O Lord The next thing I want to draw your attention to is how David begins this Psalm, “O Lord, our Lord.” One would think this statement is somewhat redundant and therefore meaningless. However, that is not the case, for the comma represents a great chasm between two beautiful realities. Let us begin by understanding the first part, O Lord. In Hebrew the first Lord is the word “Yahwey.” As we have discussed before, Yah-weh is the name of God that best summarizes his self-declaration of his name.
And when we continue reading Psalm 8 this is exactly what we find pouring out of David’s heart. Verse 1, “You have set your glory above the heavens.” Verse 3, “When I look at your heavens, the work of your fingers, the moon and the stars, which you have set in place.” David is overwhelmed by the work of God's hands and the weight of His glory. When David peered into the sky he would have potentially seen several thousand stars. It is said that there are only approximately 9,000 stars that are visible to the naked eye from the planet Earth. However, this pales in comparison to the true reality of how many stars truly exist. With a pair of binoculars it is estimated that you could see 200,000 starts. With a small telescope you can see 15 million stars. Large observatories can see billions of stars. It is estimated that our Milky Way Galaxy consists of 400 billion stars. And because of the Hubble Space Telescope they estimate there are billions of galaxies. Therefore the estimate of stars is billions upon billions upon billions. Why does God make the Universe so unimaginably big? Why does he put things in the sky that we can't even see, but we know are there? The reason is found in Psalm 19:1-2.
Oh but how seldom do we dwell upon the greatness of Yahweh? How little do we ponder the shear magnitude of a God who holds everything that exists by merely declaring it that it shall be. How often do Church's focus on the creature and not the Creator. Week after week preaching self-help sermons, and never once pointing to the Glory of God. Whether you recognize it or not, this is what your heart longs for, do dwell upon the fullness of your God. To worship him in all of his splendor and his glory. And for those who long for authentic and powerful worship, the answer does not lie in old hymns or edgy contemporary music, nor does it rest in the hands of a polished worship leader. The catalyst to powerful worship lies in the revelation of a powerful God. This is why our worship will never compare to the worship that will take place in Heaven in the presence of God.

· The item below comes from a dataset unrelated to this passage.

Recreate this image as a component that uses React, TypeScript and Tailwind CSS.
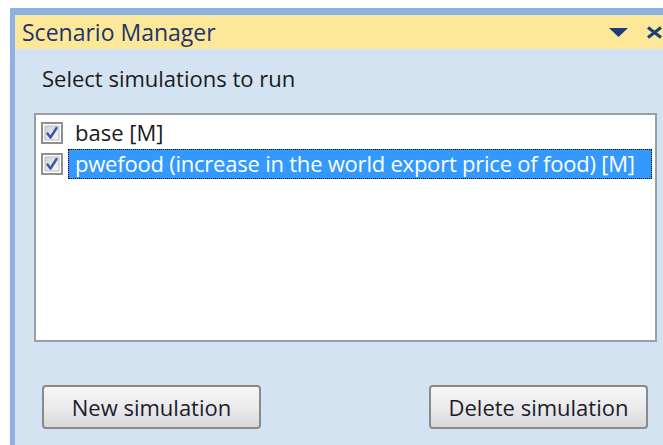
import React from 'react';

const font = { fontFamily: '"Open Sans", "Noto Sans", sans-serif' };

const CheckBox = () => (
  <svg width="22" height="22" viewBox="0 0 22 22" className="shrink-0">
    <defs>
      <linearGradient id="cbFill" x1="0" y1="0" x2="1" y2="1">
        <stop offset="0" stopColor="#cfd3d8" />
        <stop offset="1" stopColor="#f7f8f9" />
      </linearGradient>
    </defs>
    <rect x="1" y="1" width="20" height="20" fill="#fff" stroke="#8e8f8f" strokeWidth="2" />
    <rect x="4" y="4" width="14" height="14" fill="url(#cbFill)" stroke="#b9bcc0" strokeWidth="1" />
    <path d="M6.5 11.5 L9.5 15.5 L15.5 6" fill="none" stroke="#3b57a0" strokeWidth="2.4" strokeLinecap="round" strokeLinejoin="round" />
  </svg>
);

const Button = ({ label }: { label: string }) => (
  <button className="h-[44px] w-[219px] rounded-[4px] border-2 border-[#8a8a8a] bg-gradient-to-b from-[#f6f6f6] via-[#ebebeb] to-[#d9d9d9] text-[22px] text-[#1b1b2e]">
    {label}
  </button>
);

const App = () => {
  const sims = [
    { name: 'base [M]', selected: false },
    { name: 'pwefood (increase in the world export price of food) [M]', selected: true },
  ];

  return (
    <div className="h-[445px] w-[663px] overflow-hidden bg-white pl-[10px] pt-[8px]" style={font}>
      <div className="flex h-full flex-col border-l-[5px] border-t-[7px] border-[#8db1e2] bg-[#d4e3f2]">
        {/* title bar */}
        <div className="flex h-[34px] items-center bg-[#fde899] pl-[7px]">
          <span className="text-[23px] text-[#1f3468]">Scenario Manager</span>
          <div className="ml-auto flex items-center">
            <svg width="19" height="9" viewBox="0 0 19 9" className="mr-[18px]">
              <path d="M0 0 H19 L9.5 9 Z" fill="#1d3d78" />
            </svg>
            <svg width="17" height="13" viewBox="0 0 17 13">
              <path d="M2 1.5 L15 11.5 M15 1.5 L2 11.5" stroke="#1d3d78" strokeWidth="3" />
            </svg>
          </div>
        </div>

        <div className="pl-[27px] pt-[15px] text-[22px] leading-[28px] text-[#1a1a1a]">
          Select simulations to run
        </div>

        {/* simulation list */}
        <div className="ml-[19px] mt-[21px] h-[229px] w-[623px] border-2 border-[#9a9fa6] bg-white pt-[2px]">
          {sims.map((s) => (
            <div key={s.name} className="flex h-[31px] items-center pl-[5px]">
              <CheckBox />
              <span
                className={
                  s.selected
                    ? 'ml-[5px] flex h-[30px] w-[584px] items-center whitespace-nowrap border border-dotted border-black bg-[#3399ff] pl-[6px] text-[22px] tracking-[-0.01em] text-white'
                    : 'ml-[5px] flex h-[30px] items-center pl-[7px] text-[22px] text-[#1a1a1a]'
                }
              >
                {s.name}
              </span>
            </div>
          ))}
        </div>

        <div className="ml-[27px] mt-[43px] flex w-[606px] justify-between">
          <Button label="New simulation" />
          <Button label="Delete simulation" />
        </div>
      </div>
    </div>
  );
};

export default App;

Our Lord With majesty of God before our eyes, the second part whereby Daivd says “our Lord” found in verse 1 becomes all the more unfathomable. The second word Lord that is not all caps is ’ă-ḏō-nê-nū". It is the possessive of adonai, which means master, father, Lord. To say that God is Adonai is to proclaim a posture of submission. It is to recognize God as Yayweh and to bend you knee and declare your allegiance to Him. It is to recognize His authority over all creation, the stars, the moon, the Sun, and you. It is to have your eyes open to your need to get into a right relationship with him. But what is truly amazing is not our desire to get right with God, but his desire to allow us to get right with Him. And this is really what causes David to stand in awe. With such a high view of God, he cannot understand why a God of such glory has any interest in humanity, and not only humanity, but a sinful humanity. David is recognizing the infinite chasm that exists between who man is and who God is. The difference between us and God is truly unmeasurable. It is greater than our relationship with an ant. Yet our God cares for us. He not only cares, but his is intimately aware of who you are. He is totally invested in your life.
For David, however, he is amazed not just that God is involved with man, but that he uses man. This God who uses stars to speak of his glory, simultaneously uses man for the same purpose, to declare his glory. However, our declaration is unique in this universe. We have a special relationship with God, for it is only man who is created in the image of God. The sun, the moon, and the stars are not created in God's image, the angles are created in God's image. Man is the only thing that exists that is created in the image of God. We are the clay that best points to the Potter. Having said that, because of our sin, this image bearing is marred, it is corrupted. Instead of using God's gift of dominion over creation for His glory, we use it for our glory. We exchange it. We trample the name of God, in order to exult our own. One would think this would be the end of us. One would think that this awesome God who is unlimited in power would squash us like the cockroaches we are. There is no doubt that this is exactly what we deserve. God has given us the greatest gift in the universe, bearing his image, and we have trampled it under the feet of our sin. Justice demands our eternal punishment for rejecting an infinitely awesome God. So what did God do? He sent his Son, Jesus, into the World. To deal with our refusal to live in accordance to God's design, God sent Jesus into the world. John 3:16. “For God so loved the World that he sent his only son...” Now what is amazing about this is how God sent His Son. God sent His Son into this world as a man. God took the two realities of Psalm 8, the greatness of God and the weakness of man and merged them together in the person of Jesus Christ. Jesus was both fully man and fully God. Once again, I do not think we appreciate the magnitude of that reality, an infinite and Holy God humbling himself to put on skin. To be conceived, to be born, required to eat, sleep, and walk amongst a world that had rejected Him. Why would he do this? Turn with me to Hebrews 2.
And because of what Jesus has done in his life, death and resurrection as the God/man, God has raised him up and appointed him to be the heir of all things, so that at the sound of His name, every knee will bow on heaven on on earth. Verse 8, “putting everything in subjection under his feet.” So where does that leave us? It leaves us right back to where David was, “O LORD, our Lord, how majestic is your name in all the earth!”